Identify, in the records below, every line where the string "this" appears, and copy each such line.

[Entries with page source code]
________________________

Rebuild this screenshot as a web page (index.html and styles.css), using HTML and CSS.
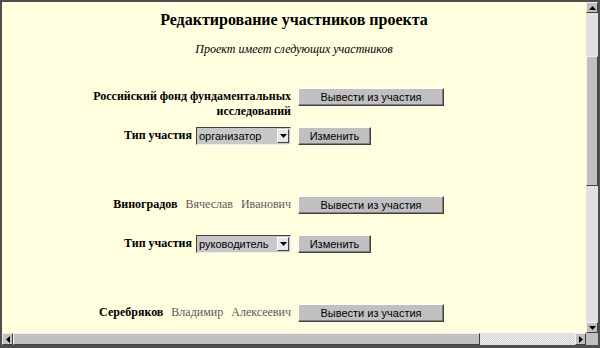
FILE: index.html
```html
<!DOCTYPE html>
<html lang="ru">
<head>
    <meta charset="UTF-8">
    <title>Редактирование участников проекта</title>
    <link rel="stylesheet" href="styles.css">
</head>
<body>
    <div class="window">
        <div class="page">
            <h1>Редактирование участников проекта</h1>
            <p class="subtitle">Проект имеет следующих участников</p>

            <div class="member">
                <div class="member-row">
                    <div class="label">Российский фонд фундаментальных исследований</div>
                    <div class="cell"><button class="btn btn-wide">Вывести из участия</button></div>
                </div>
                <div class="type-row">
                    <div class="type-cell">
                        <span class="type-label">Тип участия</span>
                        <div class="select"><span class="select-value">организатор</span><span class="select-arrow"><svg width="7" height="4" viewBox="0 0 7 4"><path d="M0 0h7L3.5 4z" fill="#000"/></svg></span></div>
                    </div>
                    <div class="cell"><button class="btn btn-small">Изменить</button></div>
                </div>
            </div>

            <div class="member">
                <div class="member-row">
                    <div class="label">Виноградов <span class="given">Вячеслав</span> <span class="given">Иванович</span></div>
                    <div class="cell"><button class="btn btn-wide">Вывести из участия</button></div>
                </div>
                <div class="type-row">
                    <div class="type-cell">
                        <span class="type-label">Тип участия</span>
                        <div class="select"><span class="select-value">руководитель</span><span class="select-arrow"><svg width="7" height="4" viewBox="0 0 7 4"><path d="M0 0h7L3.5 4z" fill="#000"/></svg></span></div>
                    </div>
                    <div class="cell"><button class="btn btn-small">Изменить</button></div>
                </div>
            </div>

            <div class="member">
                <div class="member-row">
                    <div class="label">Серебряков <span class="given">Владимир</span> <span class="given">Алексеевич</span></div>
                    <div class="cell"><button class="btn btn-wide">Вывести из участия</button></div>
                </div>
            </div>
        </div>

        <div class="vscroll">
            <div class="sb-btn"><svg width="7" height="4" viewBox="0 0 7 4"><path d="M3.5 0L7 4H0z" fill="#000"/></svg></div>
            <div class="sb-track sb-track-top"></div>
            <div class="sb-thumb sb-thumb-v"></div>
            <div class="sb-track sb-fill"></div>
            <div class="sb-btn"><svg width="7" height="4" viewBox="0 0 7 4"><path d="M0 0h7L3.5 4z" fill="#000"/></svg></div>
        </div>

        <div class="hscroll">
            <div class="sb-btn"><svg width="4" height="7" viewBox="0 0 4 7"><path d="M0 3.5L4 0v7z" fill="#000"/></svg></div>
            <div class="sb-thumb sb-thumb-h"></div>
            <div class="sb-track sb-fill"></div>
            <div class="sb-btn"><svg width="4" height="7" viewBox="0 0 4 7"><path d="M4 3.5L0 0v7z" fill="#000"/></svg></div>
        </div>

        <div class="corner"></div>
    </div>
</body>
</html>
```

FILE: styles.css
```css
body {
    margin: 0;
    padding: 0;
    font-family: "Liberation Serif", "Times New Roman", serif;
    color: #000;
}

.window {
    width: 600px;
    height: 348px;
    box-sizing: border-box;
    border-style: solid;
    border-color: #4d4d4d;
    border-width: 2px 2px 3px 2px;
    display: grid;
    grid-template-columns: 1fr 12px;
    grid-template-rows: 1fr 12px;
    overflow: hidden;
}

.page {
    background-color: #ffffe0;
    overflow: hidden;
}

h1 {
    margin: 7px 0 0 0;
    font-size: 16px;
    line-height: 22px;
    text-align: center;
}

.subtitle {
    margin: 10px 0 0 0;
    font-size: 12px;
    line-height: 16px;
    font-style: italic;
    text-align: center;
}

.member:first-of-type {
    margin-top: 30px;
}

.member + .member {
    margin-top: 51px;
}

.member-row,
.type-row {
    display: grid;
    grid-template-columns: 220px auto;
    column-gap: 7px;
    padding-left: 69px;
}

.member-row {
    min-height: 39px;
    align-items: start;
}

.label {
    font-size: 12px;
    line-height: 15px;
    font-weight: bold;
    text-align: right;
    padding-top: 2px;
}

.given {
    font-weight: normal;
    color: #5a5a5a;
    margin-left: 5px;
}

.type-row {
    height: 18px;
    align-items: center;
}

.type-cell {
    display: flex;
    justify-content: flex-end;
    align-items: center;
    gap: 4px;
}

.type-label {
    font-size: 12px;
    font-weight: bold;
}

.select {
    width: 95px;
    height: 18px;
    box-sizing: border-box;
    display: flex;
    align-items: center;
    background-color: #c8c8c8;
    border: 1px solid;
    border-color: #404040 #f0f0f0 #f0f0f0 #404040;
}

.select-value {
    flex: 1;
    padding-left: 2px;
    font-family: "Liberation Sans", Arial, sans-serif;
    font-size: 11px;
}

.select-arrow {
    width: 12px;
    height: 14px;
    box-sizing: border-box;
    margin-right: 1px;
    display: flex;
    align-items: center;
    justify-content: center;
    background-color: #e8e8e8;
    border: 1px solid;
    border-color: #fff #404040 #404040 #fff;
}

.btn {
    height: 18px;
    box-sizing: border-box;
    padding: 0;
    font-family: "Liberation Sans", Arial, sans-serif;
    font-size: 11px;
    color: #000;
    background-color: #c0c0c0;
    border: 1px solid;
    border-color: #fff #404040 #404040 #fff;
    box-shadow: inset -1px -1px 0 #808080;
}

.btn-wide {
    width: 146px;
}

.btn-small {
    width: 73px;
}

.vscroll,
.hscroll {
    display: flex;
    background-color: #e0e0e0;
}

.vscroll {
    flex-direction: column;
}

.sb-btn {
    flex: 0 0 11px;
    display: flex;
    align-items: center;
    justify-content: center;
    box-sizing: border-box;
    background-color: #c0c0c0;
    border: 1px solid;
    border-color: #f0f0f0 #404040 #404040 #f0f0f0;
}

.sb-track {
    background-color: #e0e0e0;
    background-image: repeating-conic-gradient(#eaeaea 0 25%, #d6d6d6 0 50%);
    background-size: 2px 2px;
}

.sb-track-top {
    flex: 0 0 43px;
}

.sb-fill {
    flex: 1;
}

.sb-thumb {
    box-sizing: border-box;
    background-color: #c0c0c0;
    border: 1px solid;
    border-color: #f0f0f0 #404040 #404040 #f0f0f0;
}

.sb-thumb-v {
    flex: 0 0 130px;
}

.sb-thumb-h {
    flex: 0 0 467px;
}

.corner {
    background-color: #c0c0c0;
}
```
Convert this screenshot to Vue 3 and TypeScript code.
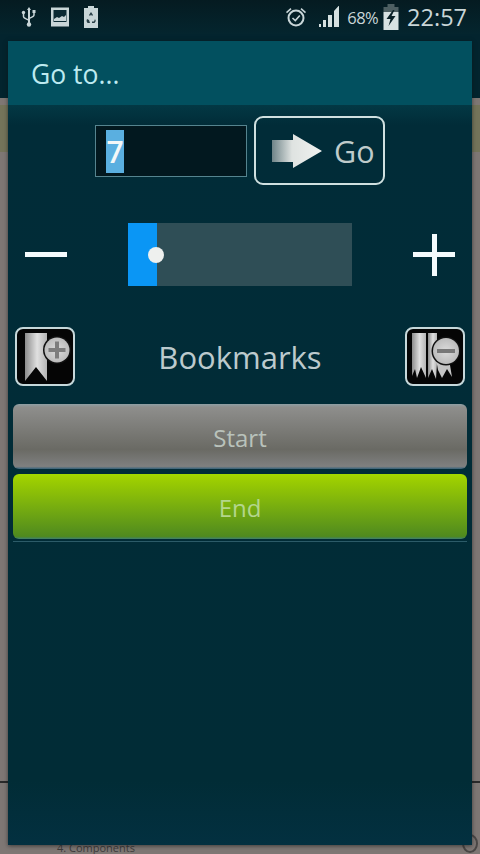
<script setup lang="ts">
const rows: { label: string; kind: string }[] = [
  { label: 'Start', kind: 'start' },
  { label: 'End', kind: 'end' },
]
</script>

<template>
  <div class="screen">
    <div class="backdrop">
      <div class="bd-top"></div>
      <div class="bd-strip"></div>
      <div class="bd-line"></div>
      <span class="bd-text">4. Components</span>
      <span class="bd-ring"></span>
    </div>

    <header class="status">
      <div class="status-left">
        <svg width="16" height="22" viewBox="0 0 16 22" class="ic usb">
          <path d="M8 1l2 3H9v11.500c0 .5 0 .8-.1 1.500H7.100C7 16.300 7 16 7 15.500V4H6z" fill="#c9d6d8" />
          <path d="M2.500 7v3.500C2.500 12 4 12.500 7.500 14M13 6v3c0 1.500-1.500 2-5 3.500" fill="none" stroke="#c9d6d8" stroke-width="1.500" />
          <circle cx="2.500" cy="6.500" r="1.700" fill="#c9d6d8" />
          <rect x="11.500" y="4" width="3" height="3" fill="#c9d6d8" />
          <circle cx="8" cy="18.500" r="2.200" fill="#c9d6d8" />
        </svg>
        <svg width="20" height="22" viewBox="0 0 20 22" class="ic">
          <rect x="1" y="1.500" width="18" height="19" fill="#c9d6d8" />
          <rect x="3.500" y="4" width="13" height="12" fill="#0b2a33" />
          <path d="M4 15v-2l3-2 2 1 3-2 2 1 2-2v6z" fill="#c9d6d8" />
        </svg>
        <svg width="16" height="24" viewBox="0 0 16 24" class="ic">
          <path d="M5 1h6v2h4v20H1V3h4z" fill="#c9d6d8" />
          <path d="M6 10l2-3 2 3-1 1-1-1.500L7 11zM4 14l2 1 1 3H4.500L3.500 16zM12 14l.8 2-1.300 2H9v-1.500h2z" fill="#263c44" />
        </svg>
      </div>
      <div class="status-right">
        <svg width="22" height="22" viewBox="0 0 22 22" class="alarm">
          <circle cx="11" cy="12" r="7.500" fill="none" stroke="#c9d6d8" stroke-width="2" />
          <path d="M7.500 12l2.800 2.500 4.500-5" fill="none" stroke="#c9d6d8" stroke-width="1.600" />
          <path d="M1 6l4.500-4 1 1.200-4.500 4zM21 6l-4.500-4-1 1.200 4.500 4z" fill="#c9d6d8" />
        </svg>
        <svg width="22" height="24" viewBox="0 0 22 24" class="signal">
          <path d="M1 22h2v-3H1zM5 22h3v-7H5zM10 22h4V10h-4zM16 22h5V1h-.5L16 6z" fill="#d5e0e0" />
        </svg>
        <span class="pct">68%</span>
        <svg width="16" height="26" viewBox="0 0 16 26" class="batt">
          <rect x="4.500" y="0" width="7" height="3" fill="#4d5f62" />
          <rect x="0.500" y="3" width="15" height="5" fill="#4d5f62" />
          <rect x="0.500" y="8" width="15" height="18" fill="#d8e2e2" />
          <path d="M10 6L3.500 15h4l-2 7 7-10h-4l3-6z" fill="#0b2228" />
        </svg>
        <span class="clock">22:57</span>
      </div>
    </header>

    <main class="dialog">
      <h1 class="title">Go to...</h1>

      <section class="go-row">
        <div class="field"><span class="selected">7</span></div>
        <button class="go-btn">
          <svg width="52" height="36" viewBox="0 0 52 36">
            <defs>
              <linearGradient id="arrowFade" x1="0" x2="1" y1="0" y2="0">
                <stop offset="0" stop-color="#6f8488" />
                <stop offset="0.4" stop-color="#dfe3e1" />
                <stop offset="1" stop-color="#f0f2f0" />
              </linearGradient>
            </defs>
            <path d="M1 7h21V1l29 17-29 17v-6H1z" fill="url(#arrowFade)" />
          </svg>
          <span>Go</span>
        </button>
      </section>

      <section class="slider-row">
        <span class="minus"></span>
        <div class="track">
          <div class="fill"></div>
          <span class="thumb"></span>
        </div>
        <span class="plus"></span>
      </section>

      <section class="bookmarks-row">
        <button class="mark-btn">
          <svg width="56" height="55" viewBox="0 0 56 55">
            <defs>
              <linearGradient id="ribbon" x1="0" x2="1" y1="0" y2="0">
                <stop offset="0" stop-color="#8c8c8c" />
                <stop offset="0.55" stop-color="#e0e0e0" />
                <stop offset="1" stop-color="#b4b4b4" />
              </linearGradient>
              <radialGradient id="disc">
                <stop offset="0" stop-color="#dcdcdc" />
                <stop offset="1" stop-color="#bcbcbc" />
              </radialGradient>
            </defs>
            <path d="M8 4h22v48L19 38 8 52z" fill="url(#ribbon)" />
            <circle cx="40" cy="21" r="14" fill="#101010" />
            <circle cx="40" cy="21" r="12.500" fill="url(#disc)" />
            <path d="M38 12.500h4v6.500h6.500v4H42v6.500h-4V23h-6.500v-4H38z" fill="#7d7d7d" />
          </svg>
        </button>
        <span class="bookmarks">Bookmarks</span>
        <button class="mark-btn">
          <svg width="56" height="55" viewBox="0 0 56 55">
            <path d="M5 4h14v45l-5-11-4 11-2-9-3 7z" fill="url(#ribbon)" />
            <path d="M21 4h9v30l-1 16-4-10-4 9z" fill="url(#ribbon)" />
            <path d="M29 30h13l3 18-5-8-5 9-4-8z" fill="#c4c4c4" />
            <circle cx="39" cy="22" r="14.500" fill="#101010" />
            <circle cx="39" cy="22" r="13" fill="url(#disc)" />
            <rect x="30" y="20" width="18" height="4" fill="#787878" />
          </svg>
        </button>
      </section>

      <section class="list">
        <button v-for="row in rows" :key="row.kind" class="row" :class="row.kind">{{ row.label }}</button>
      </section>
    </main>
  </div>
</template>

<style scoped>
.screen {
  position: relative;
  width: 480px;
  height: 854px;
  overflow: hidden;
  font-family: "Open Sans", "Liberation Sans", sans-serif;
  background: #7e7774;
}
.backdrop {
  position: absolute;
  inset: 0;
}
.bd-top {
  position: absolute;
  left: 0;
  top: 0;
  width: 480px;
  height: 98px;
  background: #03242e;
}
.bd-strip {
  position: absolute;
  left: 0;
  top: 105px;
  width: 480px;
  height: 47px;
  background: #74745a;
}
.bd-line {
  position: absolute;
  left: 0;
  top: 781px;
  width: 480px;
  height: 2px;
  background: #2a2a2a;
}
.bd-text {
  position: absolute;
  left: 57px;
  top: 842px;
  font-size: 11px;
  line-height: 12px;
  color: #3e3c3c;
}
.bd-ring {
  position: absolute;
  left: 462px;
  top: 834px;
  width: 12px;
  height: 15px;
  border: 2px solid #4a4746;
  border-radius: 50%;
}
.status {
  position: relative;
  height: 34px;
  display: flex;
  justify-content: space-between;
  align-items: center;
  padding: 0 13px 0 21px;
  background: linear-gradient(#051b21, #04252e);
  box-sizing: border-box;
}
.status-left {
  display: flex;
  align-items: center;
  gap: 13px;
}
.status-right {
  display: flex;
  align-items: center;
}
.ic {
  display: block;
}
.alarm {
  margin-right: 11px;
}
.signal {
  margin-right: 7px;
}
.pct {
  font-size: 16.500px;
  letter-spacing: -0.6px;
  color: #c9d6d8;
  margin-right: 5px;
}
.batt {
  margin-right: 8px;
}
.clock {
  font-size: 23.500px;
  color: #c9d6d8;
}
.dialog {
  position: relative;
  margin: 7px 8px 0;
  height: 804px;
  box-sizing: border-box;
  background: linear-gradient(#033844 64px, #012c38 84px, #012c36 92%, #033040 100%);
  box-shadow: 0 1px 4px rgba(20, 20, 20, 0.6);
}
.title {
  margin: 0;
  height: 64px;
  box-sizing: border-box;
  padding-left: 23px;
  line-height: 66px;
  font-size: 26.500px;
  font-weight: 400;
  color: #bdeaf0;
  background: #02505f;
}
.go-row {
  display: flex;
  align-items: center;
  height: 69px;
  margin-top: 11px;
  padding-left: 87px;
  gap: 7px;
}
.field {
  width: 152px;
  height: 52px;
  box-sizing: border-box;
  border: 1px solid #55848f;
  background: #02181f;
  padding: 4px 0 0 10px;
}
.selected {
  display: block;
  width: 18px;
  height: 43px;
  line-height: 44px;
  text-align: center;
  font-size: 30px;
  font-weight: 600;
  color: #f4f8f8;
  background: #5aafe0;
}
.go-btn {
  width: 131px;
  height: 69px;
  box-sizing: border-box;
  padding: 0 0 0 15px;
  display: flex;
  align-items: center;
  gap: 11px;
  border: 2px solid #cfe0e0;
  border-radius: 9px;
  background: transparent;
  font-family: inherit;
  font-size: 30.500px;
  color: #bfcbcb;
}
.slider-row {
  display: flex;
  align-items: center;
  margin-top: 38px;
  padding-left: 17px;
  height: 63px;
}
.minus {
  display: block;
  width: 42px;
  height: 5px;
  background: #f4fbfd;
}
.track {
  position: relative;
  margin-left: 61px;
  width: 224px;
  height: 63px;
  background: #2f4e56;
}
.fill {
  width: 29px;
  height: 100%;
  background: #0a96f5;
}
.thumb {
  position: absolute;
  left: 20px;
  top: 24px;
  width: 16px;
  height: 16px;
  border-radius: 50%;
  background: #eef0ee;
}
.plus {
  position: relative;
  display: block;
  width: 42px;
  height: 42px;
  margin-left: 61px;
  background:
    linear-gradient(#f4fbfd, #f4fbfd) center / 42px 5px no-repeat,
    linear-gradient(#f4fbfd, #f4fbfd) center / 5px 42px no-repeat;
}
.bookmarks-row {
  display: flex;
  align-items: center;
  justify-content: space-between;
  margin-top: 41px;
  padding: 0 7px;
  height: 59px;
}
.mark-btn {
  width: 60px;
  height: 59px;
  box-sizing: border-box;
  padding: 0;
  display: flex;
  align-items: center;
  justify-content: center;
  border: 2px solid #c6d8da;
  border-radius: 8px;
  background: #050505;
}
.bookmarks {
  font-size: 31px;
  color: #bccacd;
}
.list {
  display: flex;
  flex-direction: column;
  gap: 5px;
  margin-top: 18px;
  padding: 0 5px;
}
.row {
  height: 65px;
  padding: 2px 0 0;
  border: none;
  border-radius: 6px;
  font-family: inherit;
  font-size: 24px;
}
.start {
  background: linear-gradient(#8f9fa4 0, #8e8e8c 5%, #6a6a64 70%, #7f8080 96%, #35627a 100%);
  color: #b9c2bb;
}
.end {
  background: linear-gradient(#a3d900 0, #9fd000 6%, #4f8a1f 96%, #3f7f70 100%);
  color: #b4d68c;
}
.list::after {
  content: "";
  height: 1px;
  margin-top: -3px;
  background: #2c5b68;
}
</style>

________________________

# [Right answer]
Rebuild this screenshot as a web page (index.html and styles.css), using HTML and CSS.
Convert this screenshot to Vue 3 and TypeScript code.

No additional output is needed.